Which is its greatest strength and flaw at the same time. Ninja is very similar to games like Streets of Rage or Golden Axe, where you are given a basic goal, and then proceed through each stage fighting enemies and making do with limited lives and continues. Where it differs is partly in its abundance of traps and platforming sections, but most notably in its size, which makes its trial-and-error style a bit of a problem.

Losing on Stage 6 of Golden Axe is a lot less heartbreaking when you only have about 20-45 minutes of gameplay to catch up on. In Ninja, however, you’re looking at several hours. This is mitigated somewhat by the ability to save, but as I mentioned earlier, it’s entirely possible to save yourself in an unfavourable position, without enough lives/money to clear the later, more punishing stages. Unless you’re willing to bash yourself against these levels enough to really perfect them and get through without a scratch, it’s often wiser to redo the earlier stages several times until you can clear them with as many supplies as possible.

I’ve heard many other opinions about Ninja over the years. Not firsthand, mind you; I don’t think I know a single other person who’s played Ninja. I remember being irked by one online review of Ninja (I hope they kicked up a fuss about Thief’s “generic” name too), but at the same time they made a lot of good points. One person’s challenge is another’s inconvenience, and it’s certainly the case that I get put off casually playing Ninja because I don’t really feel I can relax.

Some people appreciated the challenge. Others remember suffering through it with friends and family members. As with that one review, many just thought it was lacklustre, and hated it for its limitations. I can appreciate all of these standpoints. Like a lot of my favourite games, I battle with Ninja just as much as I play with it.

Still, there’s something special about Ninja’s world, and I can’t say whether it’s just that it was one of my first few 3D games I played, whether it was from A Better Time, or because I think it’s actually a well-designed game with a few questionable difficulty choices. Maybe it’s a bit from each category.

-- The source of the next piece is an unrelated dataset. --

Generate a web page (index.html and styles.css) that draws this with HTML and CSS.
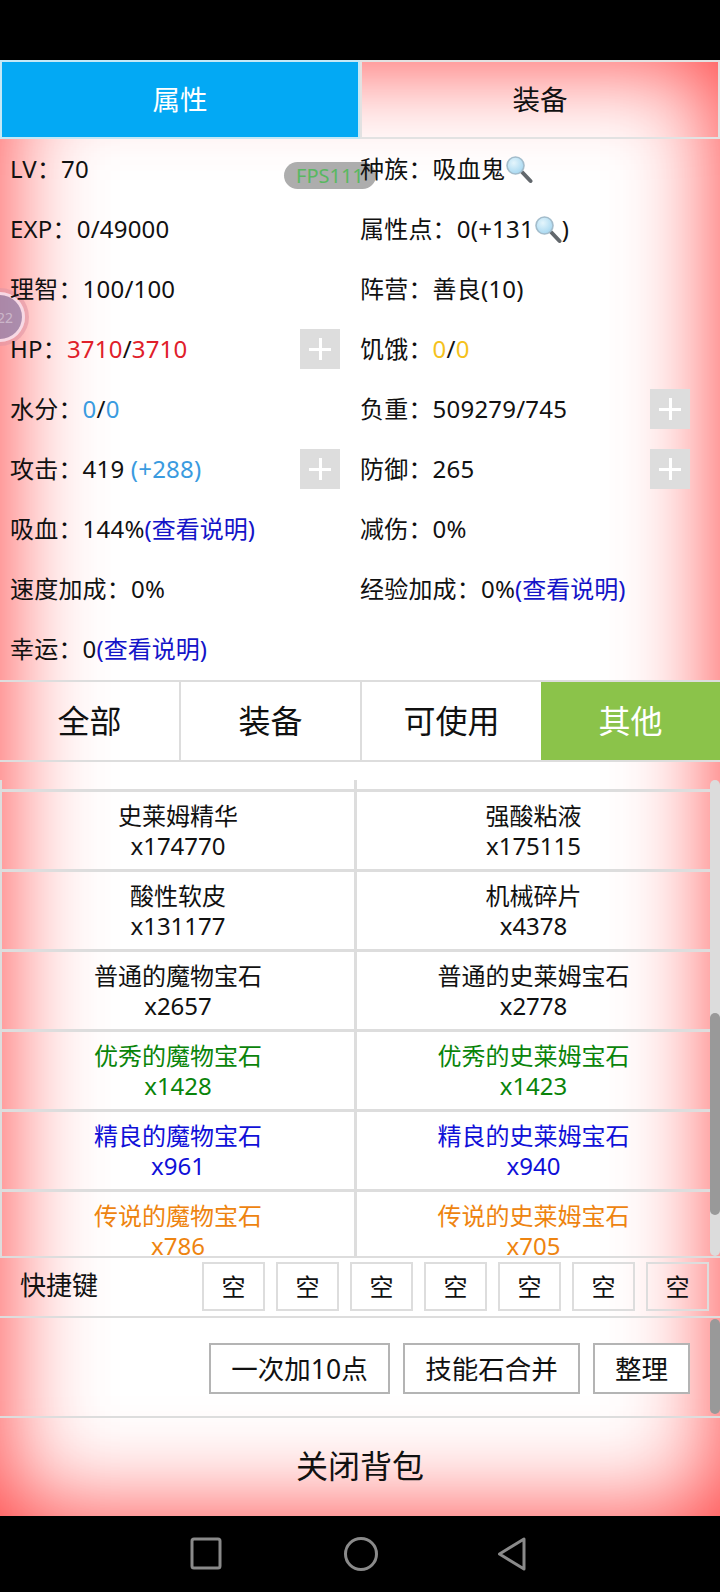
FILE: index.html
```html
<!DOCTYPE html>
<html lang="zh-CN">
<head>
    <meta charset="UTF-8">
    <meta name="viewport" content="width=device-width, initial-scale=1.0">
    <title>背包</title>
    <link rel="stylesheet" href="styles.css">
</head>
<body>
<svg class="svg-defs" width="0" height="0">
    <defs>
        <radialGradient id="lens" cx="0.4" cy="0.35" r="0.7">
            <stop offset="0" stop-color="#e4f5fc"/>
            <stop offset="1" stop-color="#a4d6f0"/>
        </radialGradient>
        <symbol id="glass" viewBox="0 0 28 28">
            <path d="M17 16 L25.5 25" stroke="#62676c" stroke-width="4" stroke-linecap="round"/>
            <circle cx="10.5" cy="9.5" r="8.5" fill="url(#lens)" stroke="#a3bccb" stroke-width="1.6"/>
        </symbol>
    </defs>
</svg>
<div class="status-bar"></div>
<div class="app">
    <div class="main-tabs">
        <div class="main-tab active">属性</div>
        <div class="main-tab">装备</div>
    </div>

    <div class="fps">FPS111</div>
    <div class="float-ball"><span>22</span></div>

    <div class="stats">
        <div class="stat"><span>LV：70</span></div>
        <div class="stat"><span>种族：吸血鬼<svg class="glass"><use href="#glass"/></svg></span></div>
        <div class="stat"><span>EXP：0/49000</span></div>
        <div class="stat"><span>属性点：0(+131<svg class="glass"><use href="#glass"/></svg>)</span></div>
        <div class="stat"><span>理智：100/100</span></div>
        <div class="stat"><span>阵营：善良(10)</span></div>
        <div class="stat"><span>HP：<b class="red">3710</b>/<b class="red">3710</b></span><div class="plus"></div></div>
        <div class="stat"><span>饥饿：<b class="yellow">0</b>/<b class="yellow">0</b></span></div>
        <div class="stat"><span>水分：<b class="sky">0</b>/<b class="sky">0</b></span></div>
        <div class="stat"><span>负重：509279/745</span><div class="plus"></div></div>
        <div class="stat"><span>攻击：419 <b class="sky">(+288)</b></span><div class="plus"></div></div>
        <div class="stat"><span>防御：265</span><div class="plus"></div></div>
        <div class="stat"><span>吸血：144%<b class="link">(查看说明)</b></span></div>
        <div class="stat"><span>减伤：0%</span></div>
        <div class="stat"><span>速度加成：0%</span></div>
        <div class="stat"><span>经验加成：0%<b class="link">(查看说明)</b></span></div>
        <div class="stat"><span>幸运：0<b class="link">(查看说明)</b></span></div>
    </div>

    <div class="filter-tabs">
        <div class="filter-tab">全部</div>
        <div class="filter-tab">装备</div>
        <div class="filter-tab">可使用</div>
        <div class="filter-tab active">其他</div>
    </div>

    <div class="list-wrap">
        <div class="item-list">
            <div class="item-row top-row"><div class="item"></div><div class="item"></div></div>
            <div class="item-row">
                <div class="item">史莱姆精华<br>x174770</div>
                <div class="item">强酸粘液<br>x175115</div>
            </div>
            <div class="item-row">
                <div class="item">酸性软皮<br>x131177</div>
                <div class="item">机械碎片<br>x4378</div>
            </div>
            <div class="item-row">
                <div class="item">普通的魔物宝石<br>x2657</div>
                <div class="item">普通的史莱姆宝石<br>x2778</div>
            </div>
            <div class="item-row">
                <div class="item good">优秀的魔物宝石<br>x1428</div>
                <div class="item good">优秀的史莱姆宝石<br>x1423</div>
            </div>
            <div class="item-row">
                <div class="item fine">精良的魔物宝石<br>x961</div>
                <div class="item fine">精良的史莱姆宝石<br>x940</div>
            </div>
            <div class="item-row">
                <div class="item legend">传说的魔物宝石<br>x786</div>
                <div class="item legend">传说的史莱姆宝石<br>x705</div>
            </div>
        </div>
        <div class="scrollbar"><div class="thumb"></div></div>
    </div>

    <div class="shortcut-row">
        <div class="shortcut-label">快捷键</div>
        <div class="shortcut-keys">
            <div class="key">空</div>
            <div class="key">空</div>
            <div class="key">空</div>
            <div class="key">空</div>
            <div class="key">空</div>
            <div class="key">空</div>
            <div class="key">空</div>
        </div>
    </div>

    <div class="action-row">
        <button class="action-btn">一次加10点</button>
        <button class="action-btn">技能石合并</button>
        <button class="action-btn">整理</button>
        <div class="action-thumb"></div>
    </div>

    <div class="close-row">关闭背包</div>
</div>
<div class="nav-bar">
    <svg class="nav-icon" width="32" height="34" viewBox="0 0 32 34"><rect x="2" y="2" width="28" height="29" rx="2" fill="none" stroke="#8a8a8a" stroke-width="3"/></svg>
    <svg class="nav-icon" width="36" height="36" viewBox="0 0 36 36"><circle cx="18" cy="18" r="15.5" fill="none" stroke="#8a8a8a" stroke-width="3"/></svg>
    <svg class="nav-icon" width="32" height="36" viewBox="0 0 32 36"><path d="M26 3 V33 L1.5 18 Z" fill="none" stroke="#8a8a8a" stroke-width="3" stroke-linejoin="round"/></svg>
</div>
</body>
</html>
```

FILE: styles.css
```css
/* CSS styles */
* {
    box-sizing: border-box;
}
html, body {
    margin: 0;
    padding: 0;
}
body {
    width: 720px;
    height: 1592px;
    background-color: #000;
    color: #111;
    font-family: "Noto Sans", "Noto Sans CJK SC", sans-serif;
    font-size: 24px;
    overflow: hidden;
}
b {
    font-weight: normal;
}
.svg-defs {
    position: absolute;
}
.status-bar {
    height: 60px;
}
.app {
    position: relative;
    height: 1456px;
    background-color: #fff;
    box-shadow: inset 0 0 100px rgba(255, 0, 0, 0.8);
}

/* top tabs */
.main-tabs {
    display: flex;
    height: 79px;
}
.main-tab {
    flex: 1;
    display: flex;
    align-items: center;
    justify-content: center;
    padding-bottom: 3px;
    border: 2px solid #e2e2e2;
    font-size: 27.5px;
}
.main-tab.active {
    background-color: #03a9f4;
    border-color: #c4e8f6;
    color: #fff;
}

/* stats */
.stats {
    position: relative;
    display: grid;
    grid-template-columns: 350px 350px;
    grid-auto-rows: 60px;
    height: 541px;
}
.stat {
    display: flex;
    align-items: center;
    justify-content: space-between;
    padding: 0 10px;
    letter-spacing: 0.2px;
}
.stat span {
    margin-bottom: 4px;
    white-space: pre;
}
.glass {
    width: 28px;
    height: 28px;
    vertical-align: -6px;
}
.plus {
    position: relative;
    width: 40px;
    height: 40px;
    background-color: #ddd;
}
.plus::before, .plus::after {
    content: "";
    position: absolute;
    background-color: #fff;
}
.plus::before {
    left: 9px;
    top: 19px;
    width: 22px;
    height: 3px;
}
.plus::after {
    left: 19px;
    top: 9px;
    width: 3px;
    height: 22px;
}
.red { color: #e0202a; }
.yellow { color: #f5c21b; }
.sky { color: #3a9be0; }
.link {
    color: #1414c8;
    letter-spacing: 0;
}

.fps {
    position: absolute;
    left: 284px;
    top: 102px;
    width: 92px;
    height: 27px;
    line-height: 27px;
    padding-left: 12px;
    border-radius: 14px;
    background-color: #adadad;
    color: #58b860;
    font-size: 20px;
    white-space: nowrap;
    overflow: hidden;
}
.float-ball {
    position: absolute;
    left: -25px;
    top: 232px;
    width: 50px;
    height: 50px;
    display: flex;
    align-items: center;
    justify-content: center;
    border-radius: 50%;
    background-color: rgba(150, 130, 170, 0.8);
    border: 3px solid rgba(255, 225, 235, 0.9);
    box-shadow: 0 0 0 4px rgba(225, 150, 165, 0.6);
    color: rgba(255, 255, 255, 0.4);
    font-size: 14px;
    padding-left: 10px;
}

/* filter tabs */
.filter-tabs {
    display: flex;
    height: 82px;
    border-top: 2px solid #ddd;
    border-bottom: 2px solid #ddd;
}
.filter-tab {
    flex: 1;
    display: flex;
    align-items: center;
    justify-content: center;
    padding-bottom: 5px;
    border-left: 2px solid #ddd;
    font-size: 32px;
}
.filter-tab:first-child {
    border-left: none;
}
.filter-tab.active {
    background-color: #8bc34a;
    border-left: none;
    color: #fff;
}

/* item list */
.list-wrap {
    display: flex;
    height: 496px;
    padding-top: 18px;
    border-bottom: 2px solid #ddd;
    overflow: hidden;
}
.item-list {
    width: 710px;
    height: 476px;
    overflow: hidden;
    border-left: 2px solid #ddd;
}
.item-row {
    display: flex;
    height: 80px;
    border-bottom: 3px solid #ddd;
}
.top-row {
    height: 12px;
}
.item {
    flex: 1;
    padding-top: 9px;
    line-height: 30px;
    text-align: center;
}
.item:first-child {
    flex: 0 0 352px;
}
.item + .item {
    border-left: 3px solid #ddd;
}
.good { color: #0a840a; }
.fine { color: #1010d8; }
.legend { color: #ee8410; }

.scrollbar {
    width: 10px;
    height: 476px;
    padding-top: 233px;
    border-radius: 5px;
    background-color: #dcdcdc;
}
.thumb {
    height: 202px;
    border-radius: 5px;
    background-color: #999;
}

/* shortcut keys */
.shortcut-row {
    display: flex;
    height: 60px;
    padding-top: 4px;
    border-bottom: 2px solid #ddd;
}
.shortcut-label {
    width: 202px;
    padding: 3px 0 0 20px;
    font-size: 26px;
}
.shortcut-keys {
    display: flex;
    gap: 11px;
}
.key {
    display: flex;
    align-items: center;
    justify-content: center;
    width: 63px;
    height: 49px;
    padding-bottom: 2px;
    border: 2px solid #ddd;
}

/* action buttons */
.action-row {
    position: relative;
    display: flex;
    justify-content: flex-end;
    gap: 13px;
    height: 100px;
    padding: 25px 30px 0 0;
    border-bottom: 2px solid #ddd;
}
.action-btn {
    width: 181px;
    height: 51px;
    padding: 0 0 3px;
    border: 2px solid #b4b4b4;
    background-color: #fff;
    color: #111;
    font-family: inherit;
    font-size: 26.5px;
}
.action-btn:nth-child(2) {
    width: 177px;
}
.action-btn:nth-child(3) {
    width: 97px;
}
.action-thumb {
    position: absolute;
    right: 0;
    top: 1px;
    width: 10px;
    height: 95px;
    border-radius: 5px;
    background-color: #999;
}

.close-row {
    display: flex;
    align-items: center;
    justify-content: center;
    height: 96px;
    padding-bottom: 4px;
    font-size: 32px;
}

/* bottom nav */
.nav-bar {
    display: flex;
    align-items: center;
    height: 76px;
    padding-left: 190px;
    gap: 121px;
}
.nav-icon:last-child {
    margin-left: -2px;
}
```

Either way, I’d recommend playing it, but not only is it difficult to get a legal copy, but you’ll want to play it on an original Playstation as well. I tried it on my PS3 recently, but the emulator doesn’t actually play the music tracks, which play off the CD, and it completely breaks on the cutscene before the first boss, probably since the audio clips for cutscenes are also music tracks. So not only is the game itself a constant struggle, but getting it started is also a trial, unless you use an original Playstation.

Normally I ask for remakes at this point, but I think this is the most futile one of the bunch. All the same, I think Ninja deserves some love from time to time too.